Dalam hadits tersebut, Abyadh diceritakan telah meminta kepada Rasullullah untuk dapat mengelola sebuah tambang garam. Rasulullah memenuhi permintaannya, tapi segera diinginkan oleh seorang sahabat," Wahai Rasulullah, tahukah engkau, apa yang engkau berikan kepadanya?
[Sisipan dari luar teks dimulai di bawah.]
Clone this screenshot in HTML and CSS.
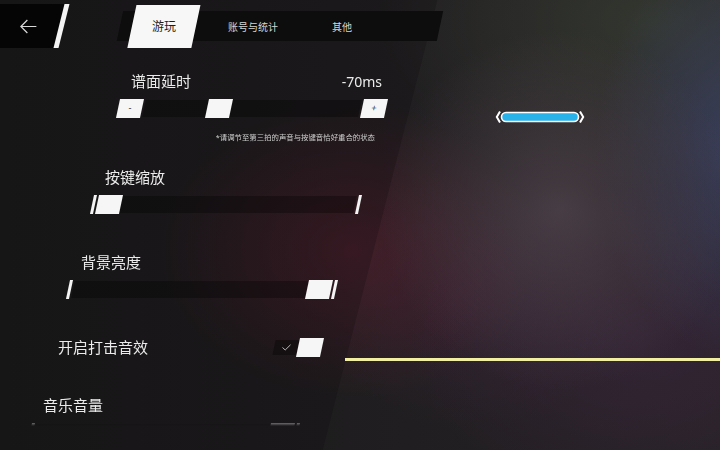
FILE: index.html
```html
<!DOCTYPE html>
<html lang="zh-CN">
<head>
    <meta charset="UTF-8">
    <meta name="viewport" content="width=device-width, initial-scale=1.0">
    <title>设置</title>
    <link rel="stylesheet" href="styles.css">
</head>
<body>
    <div class="screen">
        <header class="topbar">
            <button class="back" aria-label="返回">
                <svg width="17" height="15" viewBox="0 0 17 15"><path d="M16.5 7.5H1M7.5 1L1 7.5L7.5 14"/></svg>
            </button>
            <nav class="tabs">
                <a class="tab active"><span>游玩</span></a>
                <a class="tab"><span>账号与统计</span></a>
                <a class="tab"><span>其他</span></a>
            </nav>
        </header>

        <div class="settings">
            <div class="setting delay">
                <div class="setting-head">
                    <span class="label">谱面延时</span>
                    <span class="value">-70ms</span>
                </div>
                <div class="slider">
                    <button class="step">-</button>
                    <div class="track"><span class="handle" style="--value: 0.33"></span></div>
                    <button class="step">+</button>
                </div>
                <p class="hint">*请调节至第三拍的声音与按键音恰好重合的状态</p>
            </div>

            <div class="setting key-size">
                <div class="setting-head"><span class="label">按键缩放</span></div>
                <div class="slider">
                    <span class="slash"></span>
                    <div class="track"><span class="handle" style="--value: 0"></span></div>
                    <span class="slash"></span>
                </div>
            </div>

            <div class="setting brightness">
                <div class="setting-head"><span class="label">背景亮度</span></div>
                <div class="slider">
                    <span class="slash"></span>
                    <div class="track"><span class="handle" style="--value: 1"></span></div>
                    <span class="slash"></span>
                </div>
            </div>

            <div class="setting hit-sound">
                <span class="label">开启打击音效</span>
                <div class="toggle">
                    <span class="check">
                        <svg width="9" height="7" viewBox="0 0 9 7"><path d="M0.5 3.5L3.2 6L8.5 0.8"/></svg>
                    </span>
                    <span class="knob"></span>
                </div>
            </div>

            <div class="setting music-volume">
                <div class="setting-head"><span class="label">音乐音量</span></div>
                <div class="slider">
                    <span class="slash"></span>
                    <div class="track"><span class="handle" style="--value: 1"></span></div>
                    <span class="slash"></span>
                </div>
            </div>
        </div>

        <!-- gameplay preview -->
        <svg class="note" width="90" height="14" viewBox="0 0 90 14">
            <path d="M5 1.5L1.8 7L5 12.5M85 1.5L88.2 7L85 12.5" fill="none" stroke="#fff" stroke-width="2"/>
            <rect x="6.5" y="2.5" width="77" height="9" rx="4.5" fill="#29b2ea" stroke="#fff" stroke-width="1.6"/>
        </svg>
        <div class="judge-line"></div>
    </div>
</body>
</html>
```

FILE: styles.css
```css
* {
    box-sizing: border-box;
}
body {
    margin: 0;
    background: #171617;
    font-family: "Noto Sans", "Noto Sans CJK SC", sans-serif;
    color: #ececec;
}
.screen {
    position: relative;
    isolation: isolate;
    width: 720px;
    height: 450px;
    overflow: hidden;
    background:
        radial-gradient(circle at 560px 210px, rgba(82, 70, 78, 0.75) 0, rgba(82, 70, 78, 0) 180px),
        radial-gradient(ellipse 190px 150px at 350px 250px, rgba(92, 30, 46, 0.55), transparent),
        radial-gradient(ellipse 150px 210px at 745px 150px, rgba(64, 74, 116, 0.7), transparent),
        radial-gradient(ellipse 280px 170px at 650px 20px, rgba(58, 66, 52, 0.65), transparent),
        radial-gradient(ellipse 230px 160px at 640px 340px, rgba(70, 40, 72, 0.45), transparent),
        radial-gradient(ellipse 160px 130px at 470px 300px, rgba(66, 38, 62, 0.4), transparent),
        linear-gradient(90deg, #1b1b1b 0, #1d1c1d 35%, #272227 100%);
}
/* slanted panel behind the settings list */
.screen::before {
    content: '';
    position: absolute;
    z-index: -1;
    top: 0;
    left: -300px;
    width: 680px;
    height: 450px;
    background: rgba(8, 6, 8, 0.2);
    transform: skewX(-14.3deg);
}

/* top bar */
.topbar {
    display: flex;
    align-items: center;
    height: 52px;
}
.back {
    display: flex;
    align-items: center;
    justify-content: center;
    width: 76px;
    height: 44px;
    margin-left: -12px;
    padding: 0 0 0 10px;
    background: #050505;
    border: 0;
    border-right: 5px solid #f4f4f4;
    transform: skewX(-14deg);
}
.back svg {
    transform: skewX(14deg);
    fill: none;
    stroke: #d8d8d8;
    stroke-width: 1.2;
}
.tabs {
    display: flex;
    align-items: center;
    gap: 25px;
    height: 30px;
    margin-left: 56px;
    padding: 0 66px 0 12px;
    background: #0d0d0d;
    transform: skewX(-12deg);
}
.tab {
    display: flex;
    align-items: center;
    justify-content: center;
    width: 64px;
    height: 30px;
    font-size: 10px;
    color: #d6d6d6;
}
.tab span {
    transform: skewX(12deg);
}
.tab.active {
    height: 43px;
    background: #f7f7f7;
    color: #1c1c1c;
    font-size: 12px;
}

/* settings list, fading out at the bottom */
.settings {
    height: 398px;
    padding-top: 19px;
    -webkit-mask-image: linear-gradient(#000 366px, transparent 374px);
    mask-image: linear-gradient(#000 366px, transparent 374px);
}
.setting {
    width: 268px;
    margin-top: 38px;
}
.delay {
    margin: 0 0 0 118px;
}
.delay + .setting {
    margin-top: 25px;
}
.key-size {
    margin-left: 92px;
}
.brightness {
    margin-left: 68px;
}
.hit-sound {
    display: flex;
    align-items: center;
    justify-content: space-between;
    width: 277px;
    height: 20px;
    margin-left: 45px;
}
.music-volume {
    margin-left: 30px;
}
.setting-head {
    display: flex;
    align-items: center;
    justify-content: space-between;
    height: 20px;
    padding: 0 4px 0 13px;
}
.hit-sound .label {
    padding-left: 13px;
}
.label {
    font-size: 15px;
    line-height: 20px;
    color: #ebebeb;
}
.value {
    font-size: 14px;
    color: #ebebeb;
}
.hint {
    margin: 14px 0 0;
    padding-right: 11px;
    font-size: 7.4px;
    line-height: 10px;
    text-align: right;
    color: #cfcfcf;
}

/* sliders */
.slider {
    display: flex;
    align-items: center;
    gap: 2px;
    height: 19px;
    margin-top: 8px;
}
.slash {
    width: 3px;
    height: 19px;
    background: #f4f4f4;
    transform: skewX(-12deg);
}
.track {
    flex: 1;
    display: flex;
    align-items: center;
    height: 17px;
    background: rgba(0, 0, 0, 0.3);
    transform: skewX(-12deg);
}
.handle {
    width: 24px;
    height: 19px;
    flex: none;
    margin-left: calc((100% - 24px) * var(--value));
    background: #f6f6f6;
}
.step {
    width: 24px;
    height: 19px;
    padding: 0;
    border: 0;
    background: #f6f6f6;
    color: #333;
    font-size: 9px;
    line-height: 19px;
    transform: skewX(-12deg);
}

/* toggle */
.toggle {
    display: flex;
    align-items: center;
}
.check {
    display: flex;
    align-items: center;
    justify-content: center;
    width: 25px;
    height: 15px;
    background: rgba(0, 0, 0, 0.35);
    transform: skewX(-12deg);
}
.check svg {
    transform: skewX(12deg);
    fill: none;
    stroke: #b8b8b8;
    stroke-width: 1;
}
.knob {
    width: 24px;
    height: 19px;
    margin-left: -1px;
    background: #f6f6f6;
    transform: skewX(-12deg);
}

/* gameplay preview */
.note {
    position: absolute;
    left: 495px;
    top: 110px;
}
.judge-line {
    position: absolute;
    left: 345px;
    right: 0;
    top: 358px;
    height: 3px;
    background: #f3efa2;
}
```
Sesungguhnya engkau telah memberikan sesuatu yang bagaikan air mengalir". Rasulullah kemudian bersabda, " tariklah tambang tersebut darinya".
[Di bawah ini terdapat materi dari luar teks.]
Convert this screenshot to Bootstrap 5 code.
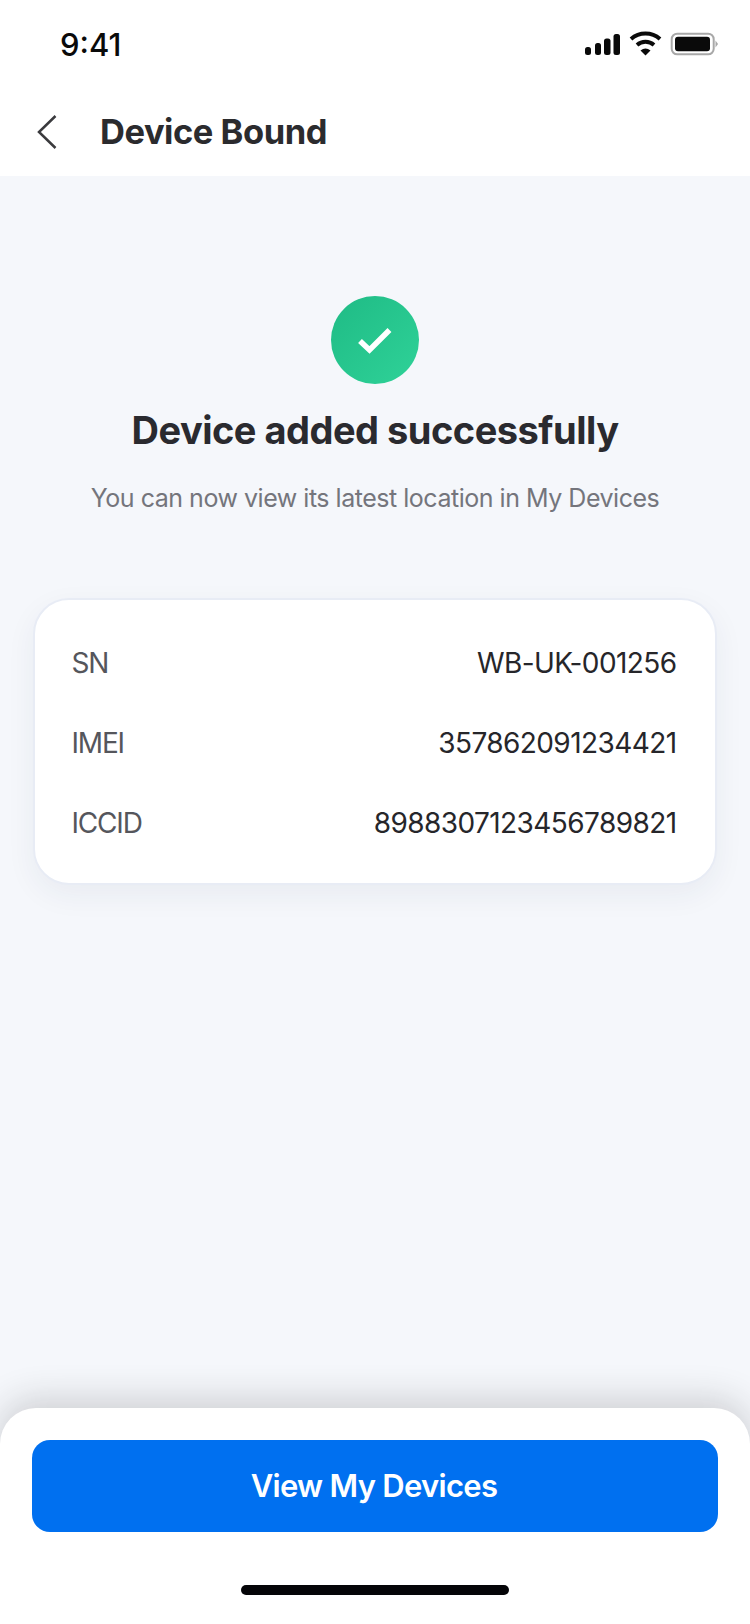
<!DOCTYPE html>
<html lang="en">
<head>
<meta charset="utf-8">
<title>Device Bound</title>
<link href="https://cdn.jsdelivr.net/npm/bootstrap@5.3.0/dist/css/bootstrap.min.css" rel="stylesheet">
<style>
html, body { margin: 0; height: 1624px; overflow: hidden; }
body { font-family: Inter, "Liberation Sans", sans-serif; background: #f5f7fb; }
.screen { width: 750px; height: 1624px; }
.status-strip { height: 88px; padding: 0 30px 0 60px; padding-top: 21px; }
.clock { font-size: 31px; font-weight: 500; color: #0a0a0a; line-height: 48px; letter-spacing: 0; }
.status-icons { margin: 10px 1px 0 0; }
.top-head { height: 88px; padding-left: 36px; }
.back-link { width: 24px; line-height: 0; margin-right: 40px; }
.head-title { font-size: 34.5px; font-weight: 700; color: #2b2b2e; letter-spacing: -0.47px; margin: 0; }
.body-area { padding: 120px 33px 0; }
.ok-disc { width: 88px; height: 88px; border-radius: 50%; background: linear-gradient(135deg, #1fbb85, #2fd298); }
.done-title { font-size: 38px; font-weight: 700; color: #2a2a2f; letter-spacing: -0.5px; line-height: 48px; margin: 22px 0 0; }
.done-sub { font-size: 25px; color: #74757c; letter-spacing: -0.48px; line-height: 36px; margin: 26px 0 0; }
.info-panel { margin-top: 82px; height: 287px; border: 2px solid #e8ecf5; border-radius: 36px; padding: 23px 38.5px 0 36.5px; box-shadow: 0 10px 30px rgba(40, 50, 80, .06); }
.info-row { height: 80px; }
.info-key { font-size: 28px; color: #55565c; letter-spacing: -1.2px; }
.info-val { font-size: 28px; font-weight: 400; color: #26262a; letter-spacing: -0.58px; }
.bottom-sheet { height: 216px; border-radius: 36px 36px 0 0; padding: 32px 32px 0; box-shadow: 0 -8px 36px rgba(30, 30, 30, .19); }
.go-btn { height: 92px; border-radius: 18px; background: #0070f0; border: 0; color: #fff; font-size: 31px; font-weight: 600; letter-spacing: -0.7px; padding-right: 14px; }
.go-btn:hover { background: #0070f0; color: #fff; }
.home-pill { width: 268px; height: 10px; border-radius: 5px; background: #050508; margin: 53px auto 0; }
</style>
</head>
<body>
<div class="screen d-flex flex-column">
  <div class="bg-white">
    <div class="status-strip d-flex justify-content-between align-items-start">
      <span class="clock">9:41</span>
      <!-- signal, wifi and battery indicators -->
      <svg class="status-icons" width="140" height="30" viewBox="0 0 140 30" aria-hidden="true">
        <rect x="6" y="16" width="6" height="8" rx="2.5" fill="#0a0a0a"/>
        <rect x="16" y="12" width="6" height="12" rx="2.5" fill="#0a0a0a"/>
        <rect x="25" y="7.500" width="6.5" height="16.5" rx="2.5" fill="#0a0a0a"/>
        <rect x="34.500" y="3" width="6.5" height="21" rx="2.5" fill="#0a0a0a"/>
        <path d="M52 8 a22 22 0 0 1 29 0" fill="none" stroke="#0a0a0a" stroke-width="4"/>
        <path d="M58 14 a13 13 0 0 1 17 0" fill="none" stroke="#0a0a0a" stroke-width="4"/>
        <path d="M61.500 19.500 a8 8 0 0 1 10 0 L66.500 24.500 Z" fill="#0a0a0a"/>
        <rect x="92.700" y="2.700" width="42" height="20.600" rx="5.500" fill="none" stroke="#a8a8a8" stroke-width="2"/>
        <rect x="96" y="5.700" width="35" height="14.600" rx="3" fill="#0a0a0a"/>
        <path d="M136.500 9.500 L139 13 L136.500 16.500 Z" fill="#a8a8a8"/>
      </svg>
    </div>
    <div class="top-head d-flex align-items-center">
      <a class="back-link" href="#" aria-label="Back">
        <svg width="24" height="36" viewBox="0 0 24 36" aria-hidden="true"><path d="M19.500 2 L3 18 L19.500 34" fill="none" stroke="#3a3a3d" stroke-width="2.500"/></svg>
      </a>
      <h1 class="head-title">Device Bound</h1>
    </div>
  </div>

  <main class="body-area flex-grow-1">
    <div class="text-center">
      <div class="ok-disc d-flex align-items-center justify-content-center mx-auto">
        <svg width="36" height="28" viewBox="0 0 36 28" aria-hidden="true"><path d="M3 15 L12.500 24 L32.500 4" fill="none" stroke="#fff" stroke-width="5.500"/></svg>
      </div>
      <h2 class="done-title">Device added successfully</h2>
      <p class="done-sub">You can now view its latest location in My Devices</p>
    </div>
    <div class="info-panel bg-white">
      <div class="info-row d-flex justify-content-between align-items-center"><span class="info-key">SN</span><span class="info-val">WB-UK-001256</span></div>
      <div class="info-row d-flex justify-content-between align-items-center"><span class="info-key">IMEI</span><span class="info-val">357862091234421</span></div>
      <div class="info-row d-flex justify-content-between align-items-center"><span class="info-key">ICCID</span><span class="info-val">8988307123456789821</span></div>
    </div>
  </main>

  <footer class="bottom-sheet bg-white">
    <button type="button" class="btn go-btn w-100">View My Devices</button>
    <div class="home-pill"></div>
  </footer>
</div>
</body>
</html>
Penarikan kembali pemberian Rasulullah ini menjadi indikasi dari larangan harta yang menjadi milik umum dikelola oleh individu, swasta apalagi ormas.
Dalam sistem ekonomi Islam, tambang yang membutuhkan usaha yang keras dan biaya yang fantastis untuk mendapatkannya masuk dalam kategori milik umum, baik yang tampak seperti garam , batubara dan lain-lain, maupun yang berada dalam perut bumi seperti minyak bumi dan lain-lain.
Penguasaan sepenuhnya oleh negara, akan mendapatkan dua keuntungan sekaligus, yaitu sumber pemasukan bagi anggaran belanja negara yang cukup besar, dan juga negara diharapkan mampu melepaskan diri dari ketergantungan terhadap hutang luar negeri dalam pembiayaan pembangunan negara.
Akan tetapi, sistem pengelolaan kekayaan alam seperti ini tidak bisa berjalan dalam sistem Demokrasi-Liberal seperti saat ini. Pengelolaan sumberdaya alam yang benar dan adil hanya bisa dijalankan dalam sistem Islam yang berasaskan akidah Islam. Dalam sistem Islam, aturan tidak bisa diintervensi oleh kepentingan-kepentingan politik, asing atau oligarki. Aturan bersifat fiks. Swasta boleh beroperasi tapi sebagai pekerja negara, bukan pengelola kekayaan alam.
Di sini akan muncul kedaulatan ekonomi dan energi yang sebenarnya. Inilah keunggulan sistem Islam.